The chance that small plastic particles have already damaged nature in Europe is slim, shows a fresh study by Europe’s top independent experts.

But if microplastics continue to build up, environmental damage will show widely within 100 years, says the European academic advisory body SAPEA.

The report, which highlights a lack of knowledge about the future fall-out for people and the environment, was launched at The European Parliament on Friday.

Unusually, the evidence spans the science spectrum, including advice from social and behavioural scientists such as Brunel University London media sociologist Dr Lesley Henderson.

“I knew that there was very little research that explores what the public understand about microplastics and risk,” said Dr Henderson. “But I was surprised there are so many research gaps in the natural sciences. For example, how microplastics and nanoplastics are defined and measured can differ, and there are no standard measures for exposure and hazard.”

Dr Henderson’s insight will put policy makers in the picture about what messages people might take from what they hear, read and see about microplastics and risk.

“We won’t solve the problem of plastic pollution without huge cultural and social change, and it is important to recognise this,” she said. “So policy makers need to be aware of the messages coming through different media. This is even more important given the speed with which scientific stories can be diffused across social media.

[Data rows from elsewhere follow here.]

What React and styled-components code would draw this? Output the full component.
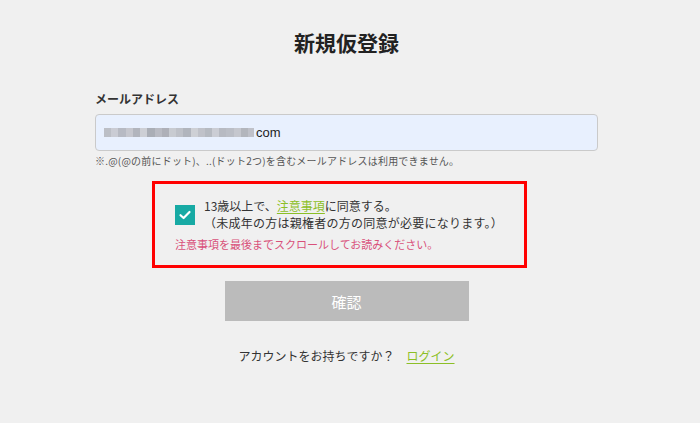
import React from "react";
import styled, { createGlobalStyle } from "styled-components";

const GlobalStyle = createGlobalStyle`
    body {
        margin: 0;
        background: #f0f0f0;
        font-family: "Noto Sans CJK JP", "Noto Sans", sans-serif;
        color: #333;
    }
`;

const Page = styled.div`
    display: flex;
    justify-content: center;
    padding-right: 7px;
    min-height: 423px;
`;
const Wrapper = styled.div`
    width: 503px;
    display: flex;
    flex-direction: column;
`;
const Title = styled.h1`
    margin: 27px 0 0;
    font-size: 21px;
    line-height: 30px;
    font-weight: 700;
    text-align: center;
    color: #222;
`;
const Label = styled.label`
    margin-top: 34px;
    font-size: 12px;
    line-height: 16px;
    font-weight: 700;
    color: #333;
`;
const Input = styled.div`
    margin-top: 7px;
    height: 37px;
    box-sizing: border-box;
    border: 1px solid #cacaca;
    border-radius: 4px;
    background: #e8f0fe;
    display: flex;
    align-items: center;
    padding-left: 8px;
    font-family: "Liberation Sans", Arial, sans-serif;
    font-size: 13px;
    color: #222;
`;
const Mosaic = styled.span`
    display: flex;
    height: 9px;
    margin-right: 2px;
`;
const Tile = styled.span`
    width: ${(p) => p.$w}px;
    height: 9px;
    background: ${(p) => p.$c};
    opacity: 0.85;
`;
const Note = styled.p`
    margin: 3px 0 0;
    font-size: 10px;
    line-height: 14px;
    letter-spacing: 0.2px;
    color: #555;
`;
const AgreeBox = styled.div`
    margin: 13px 0 0 57px;
    width: 375px;
    box-sizing: border-box;
    border: 3px solid #ff0000;
    padding: 13px 20px 13px 20px;
`;
const AgreeRow = styled.div`
    display: flex;
    align-items: center;
    gap: 9px;
`;
const CheckBox = styled.span`
    width: 20px;
    height: 20px;
    flex: none;
    background: #17aaa4;
    display: flex;
    align-items: center;
    justify-content: center;
    margin-top: 2px;
`;
const AgreeText = styled.div`
    font-size: 12px;
    line-height: 17px;
    color: #333;
`;
const SubLine = styled.span`
    letter-spacing: 0.25px;
`;
const GreenLink = styled.a`
    color: #8cbf26;
    text-decoration: underline;
    text-underline-offset: 2px;
    cursor: pointer;
`;
const Warning = styled.p`
    margin: 5px 0 0;
    font-size: 11px;
    line-height: 16px;
    color: #d9507a;
`;
const Button = styled.button`
    margin: 13px auto 0;
    width: 244px;
    height: 40px;
    border: none;
    background: #bbbbbb;
    color: #fff;
    font-family: inherit;
    font-size: 15px;
    cursor: not-allowed;
`;
const Footer = styled.p`
    margin: 26px 0 0;
    text-align: center;
    font-size: 12px;
    line-height: 18px;
    color: #333;
    display: flex;
    justify-content: center;
    gap: 12px;
`;

const tiles = [
    ["#b4b6bc", 7], ["#c4c6cc", 7], ["#aeb0b8", 8], ["#bfc0c6", 7], ["#a8aab2", 7],
    ["#c8c9ce", 7], ["#9fa2a9", 8], ["#b0b2b9", 7], ["#a3a5ac", 7], ["#c2c4c9", 7],
    ["#b6b8be", 7], ["#a7aab1", 8], ["#c9cace", 7], ["#b8bac0", 7], ["#adb0b6", 7],
    ["#c6c7cc", 7], ["#aeb0b7", 7], ["#b3b5bc", 8], ["#bec0c6", 7], ["#a9abb2", 7],
    ["#b7b9bf", 6],
];

const App = () => {
    return (
        <>
            <GlobalStyle />
            <Page>
                <Wrapper>
                    <Title>新規仮登録</Title>
                    <Label>メールアドレス</Label>
                    <Input>
                        <Mosaic>
                            {tiles.map(([c, w], i) => (
                                <Tile key={i} $c={c} $w={w} />
                            ))}
                        </Mosaic>
                        com
                    </Input>
                    <Note>※.@(@の前にドット)、..(ドット2つ)を含むメールアドレスは利用できません。</Note>
                    <AgreeBox>
                        <AgreeRow>
                            <CheckBox>
                                <svg width="14" height="14" viewBox="0 0 14 14">
                                    <path d="M2.5 7.2 L5.6 10 L11.5 4" fill="none" stroke="#fff" strokeWidth="2.2" strokeLinecap="round" strokeLinejoin="round" />
                                </svg>
                            </CheckBox>
                            <AgreeText>
                                13歳以上で、<GreenLink>注意事項</GreenLink>に同意する。
                                <br />
                                <SubLine>（未成年の方は親権者の方の同意が必要になります。）</SubLine>
                            </AgreeText>
                        </AgreeRow>
                        <Warning>注意事項を最後までスクロールしてお読みください。</Warning>
                    </AgreeBox>
                    <Button type="button">確認</Button>
                    <Footer>
                        <span>アカウントをお持ちですか？</span>
                        <GreenLink>ログイン</GreenLink>
                    </Footer>
                </Wrapper>
            </Page>
        </>
    );
};

export default App;
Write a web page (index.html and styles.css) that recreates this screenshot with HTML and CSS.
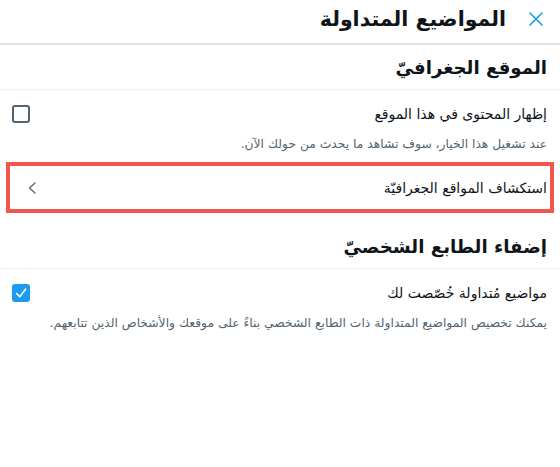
FILE: index.html
```html
<!DOCTYPE html>
<html lang="ar" dir="rtl">
<head>
<meta charset="utf-8">
<link rel="stylesheet" href="styles.css">
</head>
<body>
<header class="topbar">
  <button class="close" aria-label="إغلاق">
    <svg viewBox="0 0 14 14" width="14" height="14"><path d="M1 1 L13 13 M13 1 L1 13" stroke="#1d9bf0" stroke-width="1.6" fill="none" stroke-linecap="round"/></svg>
  </button>
  <h1 class="title">المواضيع المتداولة</h1>
</header>

<section class="section">
  <h2 class="section-title">الموقع الجغرافيّ</h2>
  <div class="option">
    <span class="option-label">إظهار المحتوى في هذا الموقع</span>
    <span class="checkbox"></span>
  </div>
  <p class="desc">عند تشغيل هذا الخيار، سوف تشاهد ما يحدث من حولك الآن.</p>
  <div class="link-row">
    <span class="link-label">استكشاف المواقع الجغرافيّة</span>
    <svg class="chev" viewBox="0 0 8 12" width="8" height="12"><path d="M7 1 L1.5 6 L7 11" stroke="#536471" stroke-width="1.3" fill="none" stroke-linecap="round" stroke-linejoin="round"/></svg>
  </div>
</section>

<section class="section">
  <h2 class="section-title">إضفاء الطابع الشخصيّ</h2>
  <div class="option">
    <span class="option-label">مواضيع مُتداولة خُصّصت لك</span>
    <span class="checkbox checked">
      <svg viewBox="0 0 18 18" width="18" height="18"><path d="M4.5 9.5 L7.8 12.8 L13.5 5.2" stroke="#fff" stroke-width="1.6" fill="none" stroke-linecap="round" stroke-linejoin="round"/></svg>
    </span>
  </div>
  <p class="desc">يمكنك تخصيص المواضيع المتداولة ذات الطابع الشخصي بناءً على موقعك والأشخاص الذين تتابعهم.</p>
</section>
</body>
</html>
```

FILE: styles.css
```css
* { box-sizing: border-box; }
html, body { margin: 0; padding: 0; background: #fff; }
body {
  font-family: "DejaVu Sans", "Noto Sans", sans-serif;
  color: #0f1419;
  width: 560px;
}
.topbar {
  display: flex;
  align-items: center;
  height: 45px;
  padding: 0 17px 5px 13px;
  border-bottom: 2px solid #e2e2e2;
  gap: 23px;
}
.close {
  border: 0;
  background: none;
  padding: 0;
  width: 14px;
  height: 14px;
  display: flex;
}
.title {
  margin: 0;
  font-size: 20.5px;
  font-weight: bold;
  line-height: 26px;
}
.section-title {
  margin: 0;
  height: 45px;
  display: flex;
  align-items: center;
  padding: 0 13px;
  font-size: 18.2px;
  font-weight: bold;
  border-bottom: 1px solid #efefef;
}
.option {
  display: flex;
  align-items: center;
  justify-content: space-between;
  height: 46px;
  padding: 2px 13px 0 12px;
}
.option-label { font-size: 14px; }
.checkbox {
  width: 18px;
  height: 18px;
  border: 2px solid #536471;
  border-radius: 3px;
  display: flex;
}
.checkbox.checked {
  background: #1d9bf0;
  border: 0;
}
.desc {
  margin: 0;
  padding: 0 13px 10px;
  font-size: 12.3px;
  line-height: 16px;
  color: #536471;
}
.link-row {
  display: flex;
  align-items: center;
  justify-content: space-between;
  margin: 0 6px 11px;
  height: 51px;
  border: 4px solid #f1564d;
  padding: 0 3px 0 18px;
}
.link-label { font-size: 14px; }
.chev { display: block; }
```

“Media plays a vital role in bringing about positive societal change, so it’s important to work with media and be clear where there is uncertainty in the scientific evidence.”

The report has been handed over to the European Commission’s Group of Chief Scientific Advisors, who will use it to shape their scientific opinion on microplastics.

SAPEA’s Professor Bart Koelmans said: “The evidence about nano- and microplastics remains uncertain and complex. But a lack of evidence for risk doesn’t mean we should assume that there is no risk. As our social science colleagues point out, it’s vital we communicate clearly about uncertainties in the evidence, rather than just assuming that everything is fine just because we don’t know for sure.”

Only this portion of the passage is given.